Stephen Curry joins LeBron James as only players to score 47+ in a Finals loss
— Tom Haberstroh (@tomhaberstroh) June 6, 2019
There is still time for the Warriors to reclaim control of the series and the basketball world, to wipe the drop of blood away and snap the Raptors back out of existence.
“We just got to continue to battle and win the next game,” Green said from the podium, “go back to Toronto, win Game 5, come back to Oracle, win Game 6 and then celebrate. Fun times ahead.”
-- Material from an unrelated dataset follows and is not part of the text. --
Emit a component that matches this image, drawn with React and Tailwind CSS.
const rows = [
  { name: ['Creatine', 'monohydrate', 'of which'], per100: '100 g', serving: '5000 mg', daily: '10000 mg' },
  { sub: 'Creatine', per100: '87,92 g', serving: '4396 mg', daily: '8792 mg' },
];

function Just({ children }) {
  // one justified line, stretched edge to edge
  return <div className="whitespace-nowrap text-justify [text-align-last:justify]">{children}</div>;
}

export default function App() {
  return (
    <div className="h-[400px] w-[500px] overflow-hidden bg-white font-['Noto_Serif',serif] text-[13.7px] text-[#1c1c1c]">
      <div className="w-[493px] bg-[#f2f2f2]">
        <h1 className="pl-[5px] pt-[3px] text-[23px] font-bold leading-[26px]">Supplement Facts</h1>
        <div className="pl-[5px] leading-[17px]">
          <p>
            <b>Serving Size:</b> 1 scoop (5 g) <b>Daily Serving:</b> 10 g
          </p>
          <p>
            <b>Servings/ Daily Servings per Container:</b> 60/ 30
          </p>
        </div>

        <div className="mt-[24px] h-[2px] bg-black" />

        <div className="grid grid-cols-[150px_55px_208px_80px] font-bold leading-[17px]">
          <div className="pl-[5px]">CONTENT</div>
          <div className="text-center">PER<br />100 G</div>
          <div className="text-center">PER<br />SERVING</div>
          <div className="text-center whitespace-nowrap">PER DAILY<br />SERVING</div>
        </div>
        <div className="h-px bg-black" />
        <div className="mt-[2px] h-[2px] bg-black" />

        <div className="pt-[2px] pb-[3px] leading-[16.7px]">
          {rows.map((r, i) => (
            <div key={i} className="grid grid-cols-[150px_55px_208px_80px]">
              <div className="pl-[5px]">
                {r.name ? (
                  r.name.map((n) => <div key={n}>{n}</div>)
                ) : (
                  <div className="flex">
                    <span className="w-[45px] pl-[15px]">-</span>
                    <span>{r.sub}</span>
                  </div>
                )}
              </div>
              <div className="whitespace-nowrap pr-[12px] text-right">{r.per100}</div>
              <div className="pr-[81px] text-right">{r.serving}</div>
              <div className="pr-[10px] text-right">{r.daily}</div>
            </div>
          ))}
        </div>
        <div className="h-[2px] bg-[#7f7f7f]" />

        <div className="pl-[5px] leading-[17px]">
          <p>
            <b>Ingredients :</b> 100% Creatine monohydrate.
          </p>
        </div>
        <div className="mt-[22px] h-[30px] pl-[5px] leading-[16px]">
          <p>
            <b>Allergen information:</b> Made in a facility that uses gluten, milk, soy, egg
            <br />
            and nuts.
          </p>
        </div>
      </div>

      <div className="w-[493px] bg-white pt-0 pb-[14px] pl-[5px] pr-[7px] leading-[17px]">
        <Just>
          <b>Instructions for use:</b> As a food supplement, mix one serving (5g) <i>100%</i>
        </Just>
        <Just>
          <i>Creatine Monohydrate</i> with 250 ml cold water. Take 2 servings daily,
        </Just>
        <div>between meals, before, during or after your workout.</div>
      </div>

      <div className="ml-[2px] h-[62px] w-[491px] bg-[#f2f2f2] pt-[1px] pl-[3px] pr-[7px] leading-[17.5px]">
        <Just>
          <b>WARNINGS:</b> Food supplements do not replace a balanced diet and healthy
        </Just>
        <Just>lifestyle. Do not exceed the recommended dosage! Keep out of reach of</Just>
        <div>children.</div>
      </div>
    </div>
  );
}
It’s a simple plan attached to a complex and variable-filled path to execution. For much of the past five seasons, it was the New World Order, the expectation, the assumption. Now, for at least a brief flash, it seems its own tall task as the Raptors have looked to be the better team through three games. The Warriors have a Manhattan Project in Durant they can still unleash to change everything and restore their screaming across the sky. If he doesn’t arrive, or if Toronto manages to counter it, the dynasty could crumble.
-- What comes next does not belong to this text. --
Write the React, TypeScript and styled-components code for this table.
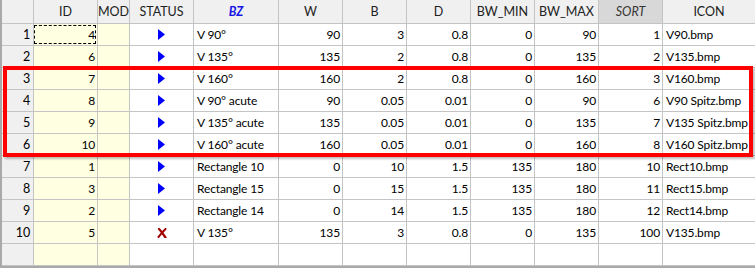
import styled, { createGlobalStyle } from "styled-components";

const GlobalStyle = createGlobalStyle`
    html, body {
        margin: 0;
        padding: 0;
        background: #ffffff;
    }
    body {
        font-family: Lato, "Noto Sans", sans-serif;
        font-size: 12px;
        letter-spacing: -0.15px;
        color: #000;
    }
`;

const COLS = "32px 64px 32px 64px 85px 64px 64px 64px 64px 64px 64px 93px";

const Frame = styled.div`
    position: relative;
    width: 755px;
    height: 268px;
    overflow: hidden;
    box-sizing: border-box;
    border-left: 2px solid #a9a9a9;
    border-bottom: 2px solid #a9a9a9;
`;

const Grid = styled.div`
    display: grid;
    grid-template-columns: ${COLS};
    grid-template-rows: 24px;
    grid-auto-rows: 22px;
`;

const Line = styled.div`
    display: contents;
`;

const Cell: any = styled.div`
    box-sizing: border-box;
    border-right: 1px solid #c4c4c4;
    border-bottom: 1px solid #c4c4c4;
    display: flex;
    align-items: center;
    justify-content: ${(p: any) =>
        p.align === "right" ? "flex-end" : p.align === "center" ? "center" : "flex-start"};
    padding: ${(p: any) => (p.align === "right" ? "0 2px 0 0" : p.align === "center" ? "0" : "0 0 0 3px")};
    background: ${(p: any) => p.bg || "#ffffff"};
    white-space: nowrap;
    overflow: hidden;
    position: relative;
`;

const HeadCell: any = styled(Cell)`
    justify-content: center;
    padding: 0;
    font-size: 12.5px;
    letter-spacing: 0;
    background: ${(p: any) => (p.sorted ? "#d8d8d8" : "#f0f0f0")};
    color: ${(p: any) => (p.keycol ? "#1515e6" : p.sorted ? "#333" : "#222")};
    font-style: ${(p: any) => (p.keycol || p.sorted ? "italic" : "normal")};
    font-weight: ${(p: any) => (p.keycol ? "bold" : "normal")};
`;

const RowHead = styled(Cell)`
    background: #f0f0f0;
    justify-content: flex-end;
    padding: 0 3px 0 0;
    font-size: 12.5px;
`;

const Focus = styled.div`
    position: absolute;
    inset: 1px 1px 1px 0;
    border: 1px dashed #000;
    pointer-events: none;
`;

const Highlight = styled.div`
    position: absolute;
    left: 1px;
    top: 66px;
    width: 750px;
    height: 91px;
    box-sizing: border-box;
    border: 4px solid #ff0000;
    box-shadow: 2px 2px 2px rgba(0, 0, 0, 0.25);
    pointer-events: none;
`;

const YELLOW = "#ffffe1";

const Play = () => (
    <svg width="7" height="11" viewBox="0 0 7 11">
        <polygon points="0,0 7,5.5 0,11" fill="#0000ff" />
    </svg>
);

const Cross = () => (
    <svg width="10" height="10" viewBox="0 0 10 10">
        <path d="M2 1 C4 3 6 6 8.5 9.5" stroke="#a00000" strokeWidth="2.2" fill="none" strokeLinecap="round" />
        <path d="M8.5 1 C6 3.5 4 6 1.5 9" stroke="#a00000" strokeWidth="2" fill="none" strokeLinecap="round" />
    </svg>
);

type Row = [number, number, string, number, number, number, number, number, number, string, boolean];

const rows: Row[] = [
    [1, 4, "V 90°", 90, 3, 0.8, 0, 90, 1, "V90.bmp", true],
    [2, 6, "V 135°", 135, 2, 0.8, 0, 135, 2, "V135.bmp", true],
    [3, 7, "V 160°", 160, 2, 0.8, 0, 160, 3, "V160.bmp", true],
    [4, 8, "V 90° acute", 90, 0.05, 0.01, 0, 90, 6, "V90 Spitz.bmp", true],
    [5, 9, "V 135° acute", 135, 0.05, 0.01, 0, 135, 7, "V135 Spitz.bmp", true],
    [6, 10, "V 160° acute", 160, 0.05, 0.01, 0, 160, 8, "V160 Spitz.bmp", true],
    [7, 1, "Rectangle 10", 0, 10, 1.5, 135, 180, 10, "Rect10.bmp", true],
    [8, 3, "Rectangle 15", 0, 15, 1.5, 135, 180, 11, "Rect15.bmp", true],
    [9, 2, "Rectangle 14", 0, 14, 1.5, 135, 180, 12, "Rect14.bmp", true],
    [10, 5, "V 135°", 135, 3, 0.8, 0, 135, 100, "V135.bmp", false],
];

const headers = ["ID", "MOD", "STATUS", "BZ", "W", "B", "D", "BW_MIN", "BW_MAX", "SORT", "ICON"];

export default function App() {
    return (
        <>
            <GlobalStyle />
            <Frame>
                <Grid>
                    <Line>
                        <HeadCell />
                        {headers.map((h) => (
                            <HeadCell key={h} keycol={h === "BZ"} sorted={h === "SORT"}>
                                {h}
                            </HeadCell>
                        ))}
                    </Line>
                    {rows.map((r) => (
                        <Line key={r[0]}>
                            <RowHead>{r[0]}</RowHead>
                            <Cell align="right" bg={YELLOW}>
                                {r[1]}
                                {r[0] === 1 && <Focus />}
                            </Cell>
                            <Cell bg={YELLOW} />
                            <Cell align="center">{r[10] ? <Play /> : <Cross />}</Cell>
                            <Cell>{r[2]}</Cell>
                            <Cell align="right">{r[3]}</Cell>
                            <Cell align="right">{r[4]}</Cell>
                            <Cell align="right">{r[5]}</Cell>
                            <Cell align="right">{r[6]}</Cell>
                            <Cell align="right">{r[7]}</Cell>
                            <Cell align="right">{r[8]}</Cell>
                            <Cell>{r[9]}</Cell>
                        </Line>
                    ))}
                    <Line>
                        <RowHead />
                        <Cell bg={YELLOW} />
                        <Cell bg={YELLOW} />
                        {Array.from({ length: 9 }).map((_, i) => (
                            <Cell key={i} />
                        ))}
                    </Line>
                </Grid>
                <Highlight />
            </Frame>
        </>
    );
}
After the game Leonard wore a sweatshirt with the words “man” and “myth” on it, stressing the role Kawhi is playing as he seeks to write his own narrative and take down the Warriors regime. A myth evolves from stories, examples of humanity’s creativity, fallibility, and fascination with creation and death. Myths take on new meaning the more they are told, being passed down from community to community, generation to generation. It was a tradition that was passed down through oration; now it’s through short clips and stats, tweeted and retweeted in an endless mirrorball meant to capture and disperse strands of light.
It can all be lost in an instant if technology fails us, if our own era is wiped clean. All we will be left with are the stories, such as the one Curry wrote with his 47 points in Game 3. Whether his efforts prove to be a will to win or the beginnings of the end isn’t the point; until it’s over there’s still a chance to say more.